This paper was written for Intersections: Global Perspectives on Human Nature in fall 2010. For this assignment, the student chose a symbol that reflected the development of her identity. In exploring the connections between her symbol and her self, she also reflected on identity more broadly. This particular paper was creative, insightful, well written, and a joy to read!

-Linda Laine



I lost my first passport 318 days ago, and while I doubt I lost the person whose picture is located on those pages almost a year ago, that girl is just as void as that passport. The nervous high school freshman pictured in her cheerleading uniform is no longer who I am. The (attractive) boys getting their pictures taken for their passports in front of me don’t matter anymore. That hair, which I insisted I needed to have long to reaffirm that I was indeed a feminine girl (despite the fact that I can count on one hand how many times I wore it down that year), has long been turned into a wig for locks of love. Most importantly, the ignorant smile on that girl’s face has been wiped off, replaced with one surrounded by stress acne and wrinkles weary of the thoughts I know those boys are probably thinking.

It is pretty typical that I would lose my passport. I consistently forget my bike around campus, and it seems my forgetfulness is something that will probably never change about me. I replay that fateful day more often than any other part of my trip to London, and I can never quite place where or when I lost it exactly. Did I lose it on the train to Terminal D? Maybe, I set it down in the seating area for my flight back to Iowa and was too occupied by how annoying my parents were to remember to pick it up. Another, highly unlikely, possibility could be that someone stole it. Did a pickpocket take it?

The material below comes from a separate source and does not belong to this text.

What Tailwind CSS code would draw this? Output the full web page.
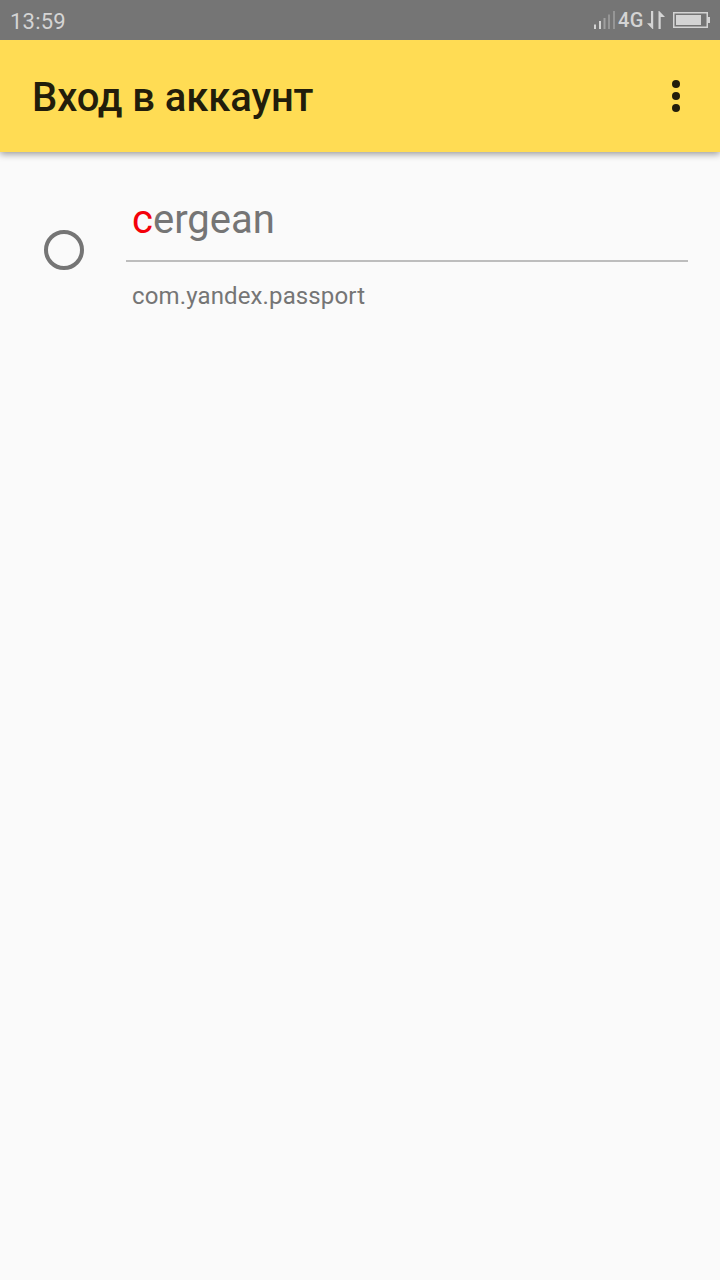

If a pickpocket had taken it, that would make for a really cool story. I’m sure if I had caught them in the act, they would have been very sorry. I would have used stellar sprinting skills to chase them, then tackling them with my muscles. Actually, if someone did steal my passport, I probably wouldn’t have done any of those things. I simply wish I were capable of such confrontations. Instead, I have to be comforted by the irony that pickpockets are my favorite abdominal exercise and a pickpocket possibly took my passport.

In a way, it’s probably all for the best that I lost that little blue book. Similar to the stamps disappearing from my life, the friends I visited those places with have disappeared as well. Amanda and Allison are no longer the people I thought I knew, Andrea is crazier than ever, Melanie became the person she always claimed she was, and Emily proved to be my best friend. The stamps are out of my sight, and gradually the places are out of mind, just like my friends who all live more than two hours away.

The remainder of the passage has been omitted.